I was therefore surprised and delighted to come across the judgement repeated almost verbatim a week before the trial was held.

Looking through my photos from the Duffield collection in the Dickens House Museum, I found that the Liverpool Echo, the Morning Advertiser, and The Daily Chronicle also reported it on the 31st, and the Manchester Guardian repeated it on the 1st of January.

This may also explain J. Cuming Walters' comment quoted in various newspapers on the 6th, that
my intention is to hang John Jasper. It's going to be a desperate affair, I can tell you, with no 'Manslaughter' or mitigation of any sort about it.
which had also rather struck me by its prescience.

In short: Shaw's verdict did not spring from the inspiration of the moment, as has sometimes been suggested, and the Prosecution, at least, cannot have been altogether unprepared for the antics of the Foreman on the fateful day of the 7th.

It does, however, raise another problem: "'The jury finds,' he writes, 'that there is no evidence.'" Not a single newspaper deign to tell me where he has written it.
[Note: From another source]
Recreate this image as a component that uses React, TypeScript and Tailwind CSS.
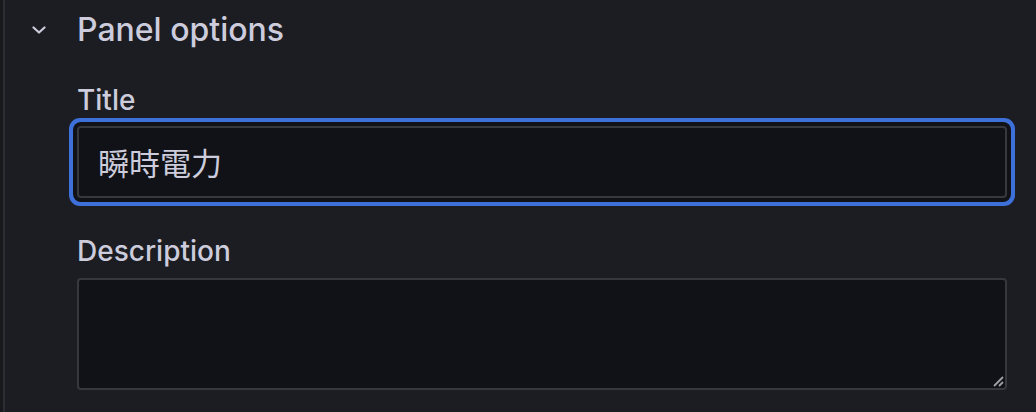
import React from "react";

export default function App() {
  return (
    <div
      className="flex h-[412px] w-[1036px] overflow-hidden bg-[#1b1d22] text-[#ccccdc]"
      style={{ fontFamily: "Inter, 'Noto Sans CJK TC', sans-serif" }}
    >
      <div className="w-[3px] shrink-0 bg-[#17191d]" />
      <div className="w-[2px] shrink-0 bg-[#2b2d33]" />
      <div className="flex flex-1 flex-col">
        <div className="mt-[10px] flex h-[40px] items-center">
          <div className="ml-[27px] flex w-[14px] items-center">
            <svg width="14" height="8" viewBox="0 0 14 8" fill="none">
              <path d="M1.5 1.5 L7 6.5 L12.5 1.5" stroke="#ccccdc" strokeWidth="2.2" strokeLinecap="round" strokeLinejoin="round" />
            </svg>
          </div>
          <div className="ml-[31px] text-[32px] leading-[40px] font-[450]">Panel options</div>
        </div>
        <div className="ml-[72px] mr-[29px] flex flex-col">
          <label className="mt-[34px] text-[28px] leading-[32px] font-medium">Title</label>
          <div className="mt-[10px] flex h-[72px] items-center rounded-[4px] border-2 border-[#37383e] bg-[#111217] shadow-[0_0_0_4px_#111217,0_0_0_8px_#3d71d9]">
            <input
              readOnly
              value="瞬時電力"
              className="w-full bg-transparent pl-[19px] text-[31px] leading-[40px] text-[#ccccdc] outline-none"
              style={{ fontFamily: "'Noto Sans CJK TC', Inter, sans-serif" }}
            />
          </div>
          <label className="mt-[37px] text-[28px] leading-[32px] font-medium">Description</label>
          <div className="relative mt-[11px]">
            <textarea className="block h-[112px] w-full resize-none rounded-[4px] border-2 border-[#37383e] bg-[#111217] outline-none" />
            <svg className="absolute bottom-[3px] right-[3px]" width="12" height="12" viewBox="0 0 12 12" fill="none">
              <path d="M2 11 L11 2" stroke="#a0a0a8" strokeWidth="1.8" />
              <path d="M7 11 L11 7" stroke="#a0a0a8" strokeWidth="1.8" />
            </svg>
          </div>
        </div>
      </div>
    </div>
  );
}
Is it, as each would seem to suggest, personal correspondence to a select few local newspapers in Britain? I would go down the rabbit hole, but I have a chapter to write, and this footnote is already much too long.



1 It had been agreed beforehand that Drood would not be called as witness by the defense, and no body would be produced by the prosecution -- as that would be silly.
2 You can read Ley's transcript of the whole event here.


Ley, J. W. T. The Trial of John Jasper; Lay Precentor of Cloisterham Cathedral in the County of Kent, for the Murder of Edwin Drood, Engineer. Verbatim Report of the proceedings from the Shorthand Notes of J.W.T. Ley. London: Chapman and Hall, 1914.

"By the Way". Portsmouth Evening News (31 Dec, 1913): 4

The Duffield collection, Dickens House Museum.